Minister Van Nieuwenhuizen imposes use of cleaner fuel in aviation sector

Minister Cora van Nieuwenhuizen (Infrastructure and Water Management) wants the Netherlands to play a pioneering role in Europe with respect to reducing aviation CO2 emissions. Three years from now, aircraft in Europe will need to fly partially on sustainable fuel. The Minister is taking the lead in introducing European-wide quotas for the compulsory blending of sustainable aviation fuels into fossil fuels. In the near future such quotas may reduce aviation emission rates, whilst boosting the development and production of alternative aviation fuels.

Minister Van Nieuwenhuizen is encouraging other European countries to join the Netherlands in order to effectuate the transition from fossil kerosene to sustainable aviation fuel. She intends to form a group of front runners, from a number of member states, to foster the development of sustainable aviation fuels. According to a study commissioned by the Minister, blending sustainable fuel into kerosene is quite an efficient method for enhancing the sustainability of the aviation sector.
 

Minister Van Nieuwenhuizen: ‘Sustainable aviation fuel will enable us to make great strides towards cleaner aviation. We need this in order to reduce emission rates in the very near future. Compulsory blending will boost the production of green fuels, such as bio kerosene and synthetic kerosene.’

Our country is home to several initiatives aimed at the production of sustainable aviation fuels. For example, Europe’s first sustainable bio kerosene plant is being built in the Dutch city of Delfzijl, whilst Schiphol Airport and other private parties are working on a demonstration plant for the production of synthetic kerosene. Minister Van Nieuwenhuizen is supporting this initiative and exploring opportunities for providing financial support to their further development.

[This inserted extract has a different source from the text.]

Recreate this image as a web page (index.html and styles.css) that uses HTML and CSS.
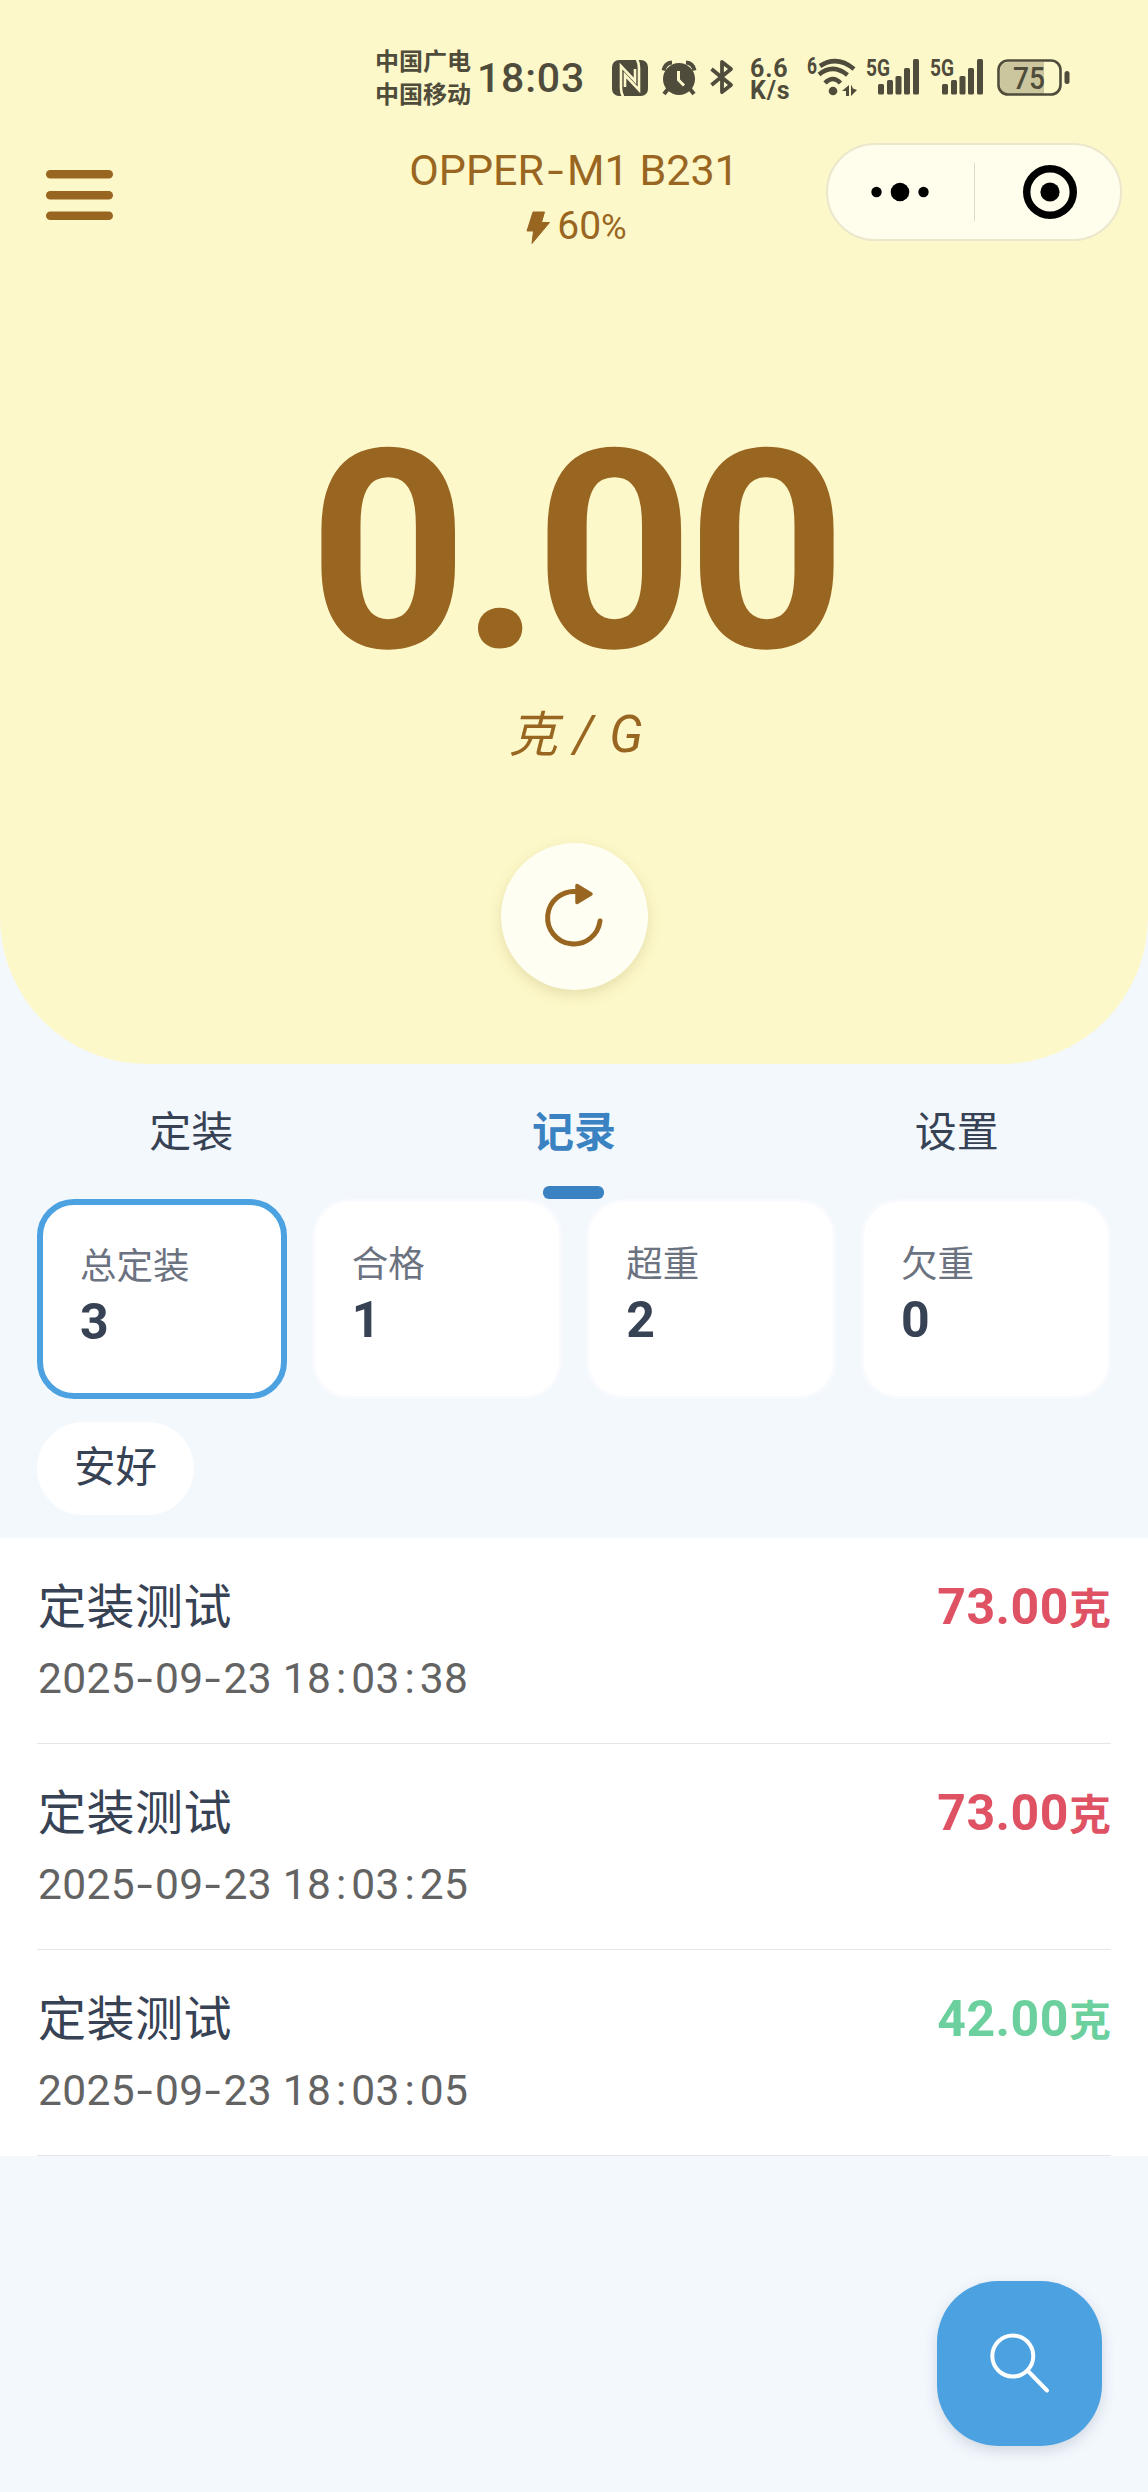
FILE: index.html
```html
<!DOCTYPE html>
<html lang="zh-CN">
<head>
<meta charset="utf-8">
<title>OPPER-M1 B231</title>
<link rel="stylesheet" href="styles.css">
</head>
<body>
<main class="app">
  <section class="hero">
    <div class="status">
      <div class="carriers"><span>中国广电</span><span>中国移动</span></div>
      <div class="clock">18:03</div>
      <svg class="nfc" width="36" height="36" viewBox="0 0 36 36">
        <rect width="36" height="36" rx="7" fill="currentColor"/>
        <g fill="none" stroke="#fdf8c9" stroke-width="2.600">
          <path d="M11 36.500Q9 33 9 28V6L23 21V9"/>
          <path d="M25 -.5Q27 3 27 8V30L13 15V27"/>
        </g>
      </svg>
      <svg class="alarm" width="36" height="36" viewBox="0 0 36 36">
        <path d="M2.500 10.500Q4 3 11 2.500M33.500 10.500Q32 3 25 2.500" fill="none" stroke="currentColor" stroke-width="4"/>
        <path d="M7 29l-4 5M29 29l4 5" stroke="currentColor" stroke-width="4"/>
        <circle cx="18" cy="19" r="16" fill="currentColor"/>
        <path d="M17.500 11v9l5.500 5.500" fill="none" stroke="#fdf8c9" stroke-width="3"/>
      </svg>
      <svg class="bluetooth" width="24" height="36" viewBox="0 0 24 36">
        <path d="M1.500 10L21 26 12 33V3l9 7L1.500 26" fill="none" stroke="currentColor" stroke-width="3.800" stroke-linejoin="round"/>
      </svg>
      <div class="speed"><span>6.6</span><span>K/s</span></div>
      <svg class="wifi" width="50" height="40" viewBox="0 0 50 40">
        <text x="0" y="16" class="tag" textLength="10" lengthAdjust="spacingAndGlyphs">6</text>
        <g fill="none" stroke="currentColor" stroke-width="4.500">
          <path d="M13 8Q30-3 47 11"/>
          <path d="M12 16.500Q26 5 40.500 17"/>
          <path d="M18 25Q26 17 33.500 25"/>
        </g>
        <circle cx="26" cy="33" r="4.300" fill="currentColor"/>
        <path d="M42 27v11h-3v-5h-4zM44 38V26.500l2 4 4 1.500z" fill="currentColor"/>
      </svg>
      <svg class="signal" width="54" height="38" viewBox="0 0 54 38">
        <text x="0" y="18" class="tag" textLength="24" lengthAdjust="spacingAndGlyphs">5G</text>
        <g fill="currentColor">
          <rect x="12" y="26" width="6" height="10.500" rx="1.500"/><rect x="21" y="22" width="6" height="14.500" rx="1.500"/><rect x="29.500" y="18" width="6" height="18.500" rx="1.500"/><rect x="38" y="10" width="6" height="26.500" rx="1.500"/><rect x="47" y="1" width="6" height="35.500" rx="1.500"/>
        </g>
      </svg>
      <svg class="signal" width="54" height="38" viewBox="0 0 54 38">
        <text x="0" y="18" class="tag" textLength="24" lengthAdjust="spacingAndGlyphs">5G</text>
        <g fill="currentColor">
          <rect x="12" y="26" width="6" height="10.500" rx="1.500"/><rect x="21" y="22" width="6" height="14.500" rx="1.500"/><rect x="29.500" y="18" width="6" height="18.500" rx="1.500"/><rect x="38" y="10" width="6" height="26.500" rx="1.500"/><rect x="47" y="1" width="6" height="35.500" rx="1.500"/>
        </g>
      </svg>
      <svg class="battery" width="74" height="38" viewBox="0 0 74 38">
        <path d="M12 3h35v32H12Q3 35 3 26V12Q3 3 12 3z" fill="#cbc69e"/>
        <rect x="1.500" y="1.500" width="62" height="34" rx="9.500" fill="none" stroke="currentColor" stroke-width="2.600"/>
        <rect x="67.500" y="12" width="5" height="13" rx="2.500" fill="currentColor"/>
        <text x="16" y="29.500" class="level" textLength="32" lengthAdjust="spacingAndGlyphs">75</text>
      </svg>
    </div>

    <header class="nav">
      <svg class="menu" width="67" height="51" viewBox="0 0 67 51" fill="#996622">
        <rect y="0" width="67" height="8.500" rx="4.250"/><rect y="21" width="67" height="8.500" rx="4.250"/><rect y="41.500" width="67" height="8.500" rx="4.250"/>
      </svg>
      <div class="device">
        <h1 class="name">OPPER<i class="dash">-</i>M1 B231</h1>
        <div class="charge">
          <svg width="25" height="33" viewBox="0 0 25 33"><path d="M7 1h11.500l-3 10.500H23.500L6 32.500 7.500 20H1z" fill="#996622" stroke="#996622" stroke-width="1" stroke-linejoin="round"/></svg>
          <span>60<small>%</small></span>
        </div>
      </div>
      <div class="capsule">
        <svg width="58" height="20" viewBox="0 0 58 20"><circle cx="5.500" cy="10" r="5.200"/><circle cx="29" cy="10" r="9.300"/><circle cx="52.500" cy="10" r="5.200"/></svg>
        <i class="split"></i>
        <svg width="54" height="54" viewBox="0 0 54 54"><circle cx="27" cy="27" r="23.300" fill="none" stroke="#000" stroke-width="7.400"/><circle cx="27" cy="27" r="9.600"/></svg>
      </div>
    </header>

    <div class="weight">0.00</div>
    <div class="unit"><span class="han">克</span> / G</div>
    <button class="reset" aria-label="归零">
      <svg width="62" height="68" viewBox="0 0 62 68">
        <path d="M33 8.500A26.300 26.300 0 1 0 57 38" fill="none" stroke="#996622" stroke-width="5" stroke-linecap="round"/>
        <path d="M34 2.500v17L48 11z" fill="#996622" stroke="#996622" stroke-width="3.500" stroke-linejoin="round"/>
      </svg>
    </button>
  </section>

  <nav class="tabs">
    <a class="tab">定装</a>
    <a class="tab active">记录</a>
    <a class="tab">设置</a>
  </nav>

  <section class="stats">
    <div class="stat selected"><span class="label">总定装</span><b>3</b></div>
    <div class="stat"><span class="label">合格</span><b>1</b></div>
    <div class="stat"><span class="label">超重</span><b>2</b></div>
    <div class="stat"><span class="label">欠重</span><b>0</b></div>
  </section>

  <div class="chips"><span class="chip">安好</span></div>

  <ul class="records">
    <li class="record">
      <div><div class="title">定装测试</div><time>2025<i class="dash">-</i>09<i class="dash">-</i>23 18<i>:</i>03<i>:</i>38</time></div>
      <div class="amount over">73.00<span>克</span></div>
    </li>
    <li class="record">
      <div><div class="title">定装测试</div><time>2025<i class="dash">-</i>09<i class="dash">-</i>23 18<i>:</i>03<i>:</i>25</time></div>
      <div class="amount over">73.00<span>克</span></div>
    </li>
    <li class="record">
      <div><div class="title">定装测试</div><time>2025<i class="dash">-</i>09<i class="dash">-</i>23 18<i>:</i>03<i>:</i>05</time></div>
      <div class="amount ok">42.00<span>克</span></div>
    </li>
  </ul>

  <button class="search" aria-label="搜索">
    <svg width="60" height="60" viewBox="0 0 60 60" fill="none" stroke="#fff" stroke-width="4" stroke-linecap="round">
      <circle cx="22.800" cy="22" r="20.500"/><path d="M38 37l19 19.500"/>
    </svg>
  </button>
</main>
</body>
</html>
```
FILE: styles.css
```css
* { box-sizing: border-box; margin: 0; padding: 0; }
body { background: #f3f8fd; }
.app {
  position: relative;
  width: 1148px;
  height: 2492px;
  overflow: hidden;
  font-family: Roboto, "Noto Sans CJK SC", sans-serif;
  color: #374255;
}
svg { display: block; flex: none; overflow: visible; }
button { border: 0; }

.hero {
  height: 1064px;
  background: #fdf8c9;
  border-radius: 0 0 147px 147px;
  color: #996622;
  display: flex;
  flex-direction: column;
  align-items: center;
}

/* system status bar */
.status {
  align-self: stretch;
  height: 119px;
  padding: 40px 0 0 375px;
  display: flex;
  align-items: flex-start;
  color: #4f4c3b;
}
.carriers {
  width: 102px;
  margin-top: 3px;
  display: flex;
  flex-direction: column;
  font: 700 24px/33px "Noto Sans CJK SC", sans-serif;
  white-space: nowrap;
}
.clock { width: 135px; margin-top: 13px; font-weight: 500; font-size: 41px; line-height: 50px; letter-spacing: .8px; }
.nfc { margin-top: 20px; }
.alarm { margin: 20px 0 0 13px; }
.bluetooth { margin: 19px 0 0 13px; }
.speed {
  width: 57px;
  margin: 18px 0 0 16px;
  display: flex;
  flex-direction: column;
  font-weight: 700;
  font-size: 25px;
  line-height: 22px;
  letter-spacing: .8px;
}
.wifi { margin-top: 18px; }
.tag { font: 700 23px Roboto, sans-serif; fill: currentColor; }
.level { font: 500 32px Roboto, sans-serif; fill: currentColor; }
.signal { margin: 18px 0 0 10px; }
.wifi + .signal { margin-left: 9px; }
.battery { margin: 19px 0 0 13px; }

/* navigation row */
.nav {
  align-self: stretch;
  height: 150px;
  padding: 0 27px 0 46px;
  display: grid;
  grid-template-columns: 295px 1fr 295px;
  align-items: start;
}
.menu { margin-top: 51px; }
.device { display: flex; flex-direction: column; align-items: center; margin-left: -19px; }
.name { margin-top: 26px; font-weight: 400; font-size: 43px; line-height: 50px; white-space: nowrap; }
.name .dash { width: 23px; text-align: center; }
.charge { display: flex; align-items: center; gap: 6px; margin: 6px 0 0 5px; font-size: 39px; line-height: 50px; }
.charge small { font-size: 35px; }
.capsule {
  width: 296px;
  height: 98px;
  margin-top: 24px;
  padding: 0 43px 0 43px;
  display: flex;
  align-items: center;
  border: 2px solid #ebe7cc;
  border-radius: 49px;
  background: #fffdeb;
}
.split { width: 2px; height: 58px; margin: 0 48px 0 45px; background: #dedbc5; }

/* live reading */
.weight { margin-top: 120px; font-weight: 700; font-size: 278px; line-height: 326px; letter-spacing: -7px; }
.unit { margin: -10px 0 0 5px; font-style: italic; font-size: 51px; line-height: 60px; white-space: pre; letter-spacing: 1.500px; }
.han { font-size: 49px; }
.reset {
  width: 147px;
  height: 147px;
  margin-top: 77px;
  display: grid;
  place-items: center;
  border-radius: 50%;
  background: #fffef2;
  box-shadow: 0 5px 14px rgba(100, 90, 20, .15);
}

.tabs { height: 135px; display: grid; grid-template-columns: repeat(3, 1fr); }
.tab {
  display: flex;
  flex-direction: column;
  align-items: center;
  padding-top: 39px;
  font-size: 42px;
  line-height: 60px;
}
.tab.active { color: #3a82c1; font-weight: 700; }
.tab.active::after { content: ""; width: 61px; height: 13px; margin-top: 23px; border-radius: 6px; background: #3a82c1; }

.stats { padding: 0 37px; display: grid; grid-template-columns: repeat(4, 1fr); column-gap: 24.600px; }
.stat {
  height: 200px;
  padding: 41px 37px 0;
  display: flex;
  flex-direction: column;
  border: 3px solid #f8fafd;
  border-radius: 37px;
  background: #fff;
}
.stat.selected { padding-top: 40px; border: 6px solid #4ca1e1; }
.label { font-size: 36.500px; line-height: 44px; color: #6b7280; }
.stat b { margin-top: 3px; font-size: 50px; line-height: 60px; }

.chips { padding: 23px 37px; display: flex; }
.chip { height: 93px; padding: 0 37px; border-radius: 47px; background: #fff; font-size: 41.500px; line-height: 91px; }

.records { list-style: none; height: 618px; padding: 0 37px; background: #fff; }
.record {
  height: 206px;
  padding-top: 34px;
  display: flex;
  justify-content: space-between;
  align-items: flex-start;
  border-bottom: 1px solid #e5e6e9;
}
.title { padding: 4px 0 0 1px; font-size: 48px; line-height: 64px; letter-spacing: .5px; }
time { display: block; margin-top: 14px; padding-left: 1px; font-size: 42.500px; line-height: 50px; color: #636363; letter-spacing: .35px; }
time i { display: inline-block; width: 20px; text-align: center; font-style: normal; }
.dash { display: inline-block; font-style: normal; transform: scaleX(1.35); }
.amount { display: flex; align-items: baseline; font-weight: 700; font-size: 50px; line-height: 70px; letter-spacing: .5px; }
.amount span { font-size: 42px; letter-spacing: 0; }
.over { color: #df5263; }
.ok { color: #6bd09d; }

.search {
  position: absolute;
  left: 937px;
  top: 2281px;
  width: 165px;
  height: 165px;
  display: grid;
  place-items: center;
  border-radius: 61px;
  background: #4ca1e1;
  box-shadow: 0 5px 14px rgba(50, 70, 100, .18);
}
```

The Minister aims to have the European blending quotas go into force within three years. The Netherlands has invited representatives of the European member states to gather in Brussels early this month, in order to share developments in the field of sustainable aviation fuel. Should a European quota not prove feasible in good time, Minister Van Nieuwenhuizen will commit to the introduction of a national quota with effect from 2023 in order to encourage the use and production of such fuels. This means that from that day on, aircraft refuelling at Dutch airports will only be able to take in kerosene blended with sustainable aviation fuel.

With this European quota, Minister Van Nieuwenhuizen is addressing the climate goals for the aviation sector. By 2050, CO2 emissions from international air traffic must be halved vis-à-vis 2005. In the Dutch Draft Agreement on Sustainable Aviation, the Minister has set down that by 2030, 14 per cent of aviation fuel in the Netherlands must be sustainable, whilst by 2050, the fossil kerosene requirements of the aviation sector must be fully replaced by sustainable alternatives.